#### [DATA BLOCK]

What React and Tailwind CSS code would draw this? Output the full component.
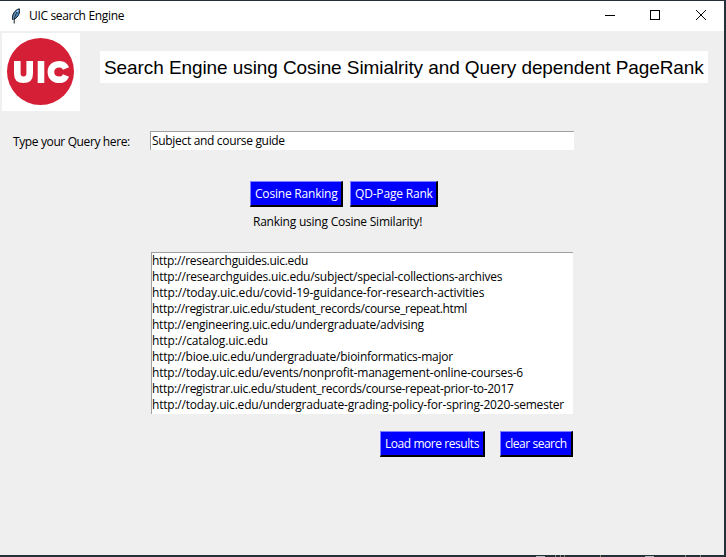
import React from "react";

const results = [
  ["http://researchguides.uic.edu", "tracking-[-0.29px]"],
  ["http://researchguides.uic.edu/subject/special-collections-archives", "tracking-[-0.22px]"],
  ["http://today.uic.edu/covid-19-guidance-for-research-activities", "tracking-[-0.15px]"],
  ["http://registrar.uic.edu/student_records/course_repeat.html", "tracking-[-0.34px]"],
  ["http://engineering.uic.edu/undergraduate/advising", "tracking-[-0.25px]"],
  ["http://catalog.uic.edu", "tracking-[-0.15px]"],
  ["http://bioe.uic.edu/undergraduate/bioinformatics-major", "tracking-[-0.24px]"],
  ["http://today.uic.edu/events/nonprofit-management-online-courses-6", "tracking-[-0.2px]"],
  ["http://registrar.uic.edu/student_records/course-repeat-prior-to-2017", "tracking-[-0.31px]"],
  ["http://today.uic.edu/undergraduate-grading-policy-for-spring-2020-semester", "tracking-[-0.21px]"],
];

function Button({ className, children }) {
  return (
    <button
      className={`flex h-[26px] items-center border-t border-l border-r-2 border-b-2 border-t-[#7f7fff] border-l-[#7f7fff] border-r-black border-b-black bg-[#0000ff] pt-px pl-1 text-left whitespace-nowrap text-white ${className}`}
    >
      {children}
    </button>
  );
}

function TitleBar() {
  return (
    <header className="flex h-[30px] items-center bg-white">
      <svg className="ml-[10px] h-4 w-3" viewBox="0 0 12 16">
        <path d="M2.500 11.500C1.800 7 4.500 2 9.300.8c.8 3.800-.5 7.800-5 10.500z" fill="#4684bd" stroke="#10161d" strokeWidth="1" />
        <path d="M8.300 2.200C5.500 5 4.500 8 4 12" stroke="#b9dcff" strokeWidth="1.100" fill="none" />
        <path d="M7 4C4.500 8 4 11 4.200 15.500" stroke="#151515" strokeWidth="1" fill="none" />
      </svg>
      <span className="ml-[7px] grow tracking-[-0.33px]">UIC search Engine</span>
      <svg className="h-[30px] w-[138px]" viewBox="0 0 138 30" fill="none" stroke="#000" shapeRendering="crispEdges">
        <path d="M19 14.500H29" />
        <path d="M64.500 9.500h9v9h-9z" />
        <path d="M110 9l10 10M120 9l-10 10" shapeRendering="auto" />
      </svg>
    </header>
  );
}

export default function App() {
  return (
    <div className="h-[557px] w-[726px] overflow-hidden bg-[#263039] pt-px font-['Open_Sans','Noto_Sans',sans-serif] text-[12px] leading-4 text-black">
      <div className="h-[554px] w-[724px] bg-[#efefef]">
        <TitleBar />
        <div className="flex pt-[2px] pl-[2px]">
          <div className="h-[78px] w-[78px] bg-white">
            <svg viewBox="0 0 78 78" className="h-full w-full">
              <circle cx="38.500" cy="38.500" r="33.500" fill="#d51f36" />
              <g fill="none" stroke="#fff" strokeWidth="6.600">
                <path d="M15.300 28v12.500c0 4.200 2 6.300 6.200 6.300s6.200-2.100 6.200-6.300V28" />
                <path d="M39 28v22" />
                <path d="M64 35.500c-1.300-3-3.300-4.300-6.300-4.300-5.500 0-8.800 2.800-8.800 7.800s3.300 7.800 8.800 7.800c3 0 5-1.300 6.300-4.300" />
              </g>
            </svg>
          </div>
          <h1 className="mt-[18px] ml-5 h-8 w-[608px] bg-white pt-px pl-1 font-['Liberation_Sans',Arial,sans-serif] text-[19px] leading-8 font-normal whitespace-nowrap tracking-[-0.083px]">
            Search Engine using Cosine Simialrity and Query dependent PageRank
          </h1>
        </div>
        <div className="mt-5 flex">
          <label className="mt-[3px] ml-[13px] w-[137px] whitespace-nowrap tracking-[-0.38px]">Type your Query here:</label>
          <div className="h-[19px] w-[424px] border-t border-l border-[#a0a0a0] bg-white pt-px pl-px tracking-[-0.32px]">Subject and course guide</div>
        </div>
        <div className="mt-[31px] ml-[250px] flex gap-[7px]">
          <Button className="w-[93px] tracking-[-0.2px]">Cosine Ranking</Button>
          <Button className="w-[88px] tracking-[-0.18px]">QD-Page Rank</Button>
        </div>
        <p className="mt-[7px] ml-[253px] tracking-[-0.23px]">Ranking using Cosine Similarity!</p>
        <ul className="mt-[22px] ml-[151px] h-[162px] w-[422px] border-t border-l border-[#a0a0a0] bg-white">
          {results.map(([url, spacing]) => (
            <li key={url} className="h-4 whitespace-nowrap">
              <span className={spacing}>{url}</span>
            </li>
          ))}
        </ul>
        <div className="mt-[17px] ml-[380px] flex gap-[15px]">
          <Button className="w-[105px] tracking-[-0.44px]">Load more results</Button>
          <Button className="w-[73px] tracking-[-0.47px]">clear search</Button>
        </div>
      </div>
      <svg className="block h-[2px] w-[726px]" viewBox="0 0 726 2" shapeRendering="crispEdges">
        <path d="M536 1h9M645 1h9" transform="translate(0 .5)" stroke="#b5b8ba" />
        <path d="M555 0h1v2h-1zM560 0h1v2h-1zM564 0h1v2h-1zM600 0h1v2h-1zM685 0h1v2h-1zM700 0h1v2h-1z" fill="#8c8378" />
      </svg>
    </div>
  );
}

#### [TASK OBJECTIVE]
From start to finish, output the listing exactly, but omit its pictures.

#### [RESULT]
What React and Tailwind CSS code would draw this? Output the full component.
import React from "react";

const results = [
  ["http://researchguides.uic.edu", "tracking-[-0.29px]"],
  ["http://researchguides.uic.edu/subject/special-collections-archives", "tracking-[-0.22px]"],
  ["http://today.uic.edu/covid-19-guidance-for-research-activities", "tracking-[-0.15px]"],
  ["http://registrar.uic.edu/student_records/course_repeat.html", "tracking-[-0.34px]"],
  ["http://engineering.uic.edu/undergraduate/advising", "tracking-[-0.25px]"],
  ["http://catalog.uic.edu", "tracking-[-0.15px]"],
  ["http://bioe.uic.edu/undergraduate/bioinformatics-major", "tracking-[-0.24px]"],
  ["http://today.uic.edu/events/nonprofit-management-online-courses-6", "tracking-[-0.2px]"],
  ["http://registrar.uic.edu/student_records/course-repeat-prior-to-2017", "tracking-[-0.31px]"],
  ["http://today.uic.edu/undergraduate-grading-policy-for-spring-2020-semester", "tracking-[-0.21px]"],
];

function Button({ className, children }) {
  return (
    <button
      className={`flex h-[26px] items-center border-t border-l border-r-2 border-b-2 border-t-[#7f7fff] border-l-[#7f7fff] border-r-black border-b-black bg-[#0000ff] pt-px pl-1 text-left whitespace-nowrap text-white ${className}`}
    >
      {children}
    </button>
  );
}

function TitleBar() {
  return (
    <header className="flex h-[30px] items-center bg-white">
      <svg className="ml-[10px] h-4 w-3" viewBox="0 0 12 16">
        <path d="M2.500 11.500C1.800 7 4.500 2 9.300.8c.8 3.800-.5 7.800-5 10.500z" fill="#4684bd" stroke="#10161d" strokeWidth="1" />
        <path d="M8.300 2.200C5.500 5 4.500 8 4 12" stroke="#b9dcff" strokeWidth="1.100" fill="none" />
        <path d="M7 4C4.500 8 4 11 4.200 15.500" stroke="#151515" strokeWidth="1" fill="none" />
      </svg>
      <span className="ml-[7px] grow tracking-[-0.33px]">UIC search Engine</span>
      <svg className="h-[30px] w-[138px]" viewBox="0 0 138 30" fill="none" stroke="#000" shapeRendering="crispEdges">
        <path d="M19 14.500H29" />
        <path d="M64.500 9.500h9v9h-9z" />
        <path d="M110 9l10 10M120 9l-10 10" shapeRendering="auto" />
      </svg>
    </header>
  );
}

export default function App() {
  return (
    <div className="h-[557px] w-[726px] overflow-hidden bg-[#263039] pt-px font-['Open_Sans','Noto_Sans',sans-serif] text-[12px] leading-4 text-black">
      <div className="h-[554px] w-[724px] bg-[#efefef]">
        <TitleBar />
        <div className="flex pt-[2px] pl-[2px]">
          <div className="h-[78px] w-[78px] bg-white">
            <svg viewBox="0 0 78 78" className="h-full w-full">
              <circle cx="38.500" cy="38.500" r="33.500" fill="#d51f36" />
              <g fill="none" stroke="#fff" strokeWidth="6.600">
                <path d="M15.300 28v12.500c0 4.200 2 6.300 6.200 6.300s6.200-2.100 6.200-6.300V28" />
                <path d="M39 28v22" />
                <path d="M64 35.500c-1.300-3-3.300-4.300-6.300-4.300-5.500 0-8.800 2.800-8.800 7.800s3.300 7.800 8.800 7.800c3 0 5-1.300 6.300-4.300" />
              </g>
            </svg>
          </div>
          <h1 className="mt-[18px] ml-5 h-8 w-[608px] bg-white pt-px pl-1 font-['Liberation_Sans',Arial,sans-serif] text-[19px] leading-8 font-normal whitespace-nowrap tracking-[-0.083px]">
            Search Engine using Cosine Simialrity and Query dependent PageRank
          </h1>
        </div>
        <div className="mt-5 flex">
          <label className="mt-[3px] ml-[13px] w-[137px] whitespace-nowrap tracking-[-0.38px]">Type your Query here:</label>
          <div className="h-[19px] w-[424px] border-t border-l border-[#a0a0a0] bg-white pt-px pl-px tracking-[-0.32px]">Subject and course guide</div>
        </div>
        <div className="mt-[31px] ml-[250px] flex gap-[7px]">
          <Button className="w-[93px] tracking-[-0.2px]">Cosine Ranking</Button>
          <Button className="w-[88px] tracking-[-0.18px]">QD-Page Rank</Button>
        </div>
        <p className="mt-[7px] ml-[253px] tracking-[-0.23px]">Ranking using Cosine Similarity!</p>
        <ul className="mt-[22px] ml-[151px] h-[162px] w-[422px] border-t border-l border-[#a0a0a0] bg-white">
          {results.map(([url, spacing]) => (
            <li key={url} className="h-4 whitespace-nowrap">
              <span className={spacing}>{url}</span>
            </li>
          ))}
        </ul>
        <div className="mt-[17px] ml-[380px] flex gap-[15px]">
          <Button className="w-[105px] tracking-[-0.44px]">Load more results</Button>
          <Button className="w-[73px] tracking-[-0.47px]">clear search</Button>
        </div>
      </div>
      <svg className="block h-[2px] w-[726px]" viewBox="0 0 726 2" shapeRendering="crispEdges">
        <path d="M536 1h9M645 1h9" transform="translate(0 .5)" stroke="#b5b8ba" />
        <path d="M555 0h1v2h-1zM560 0h1v2h-1zM564 0h1v2h-1zM600 0h1v2h-1zM685 0h1v2h-1zM700 0h1v2h-1z" fill="#8c8378" />
      </svg>
    </div>
  );
}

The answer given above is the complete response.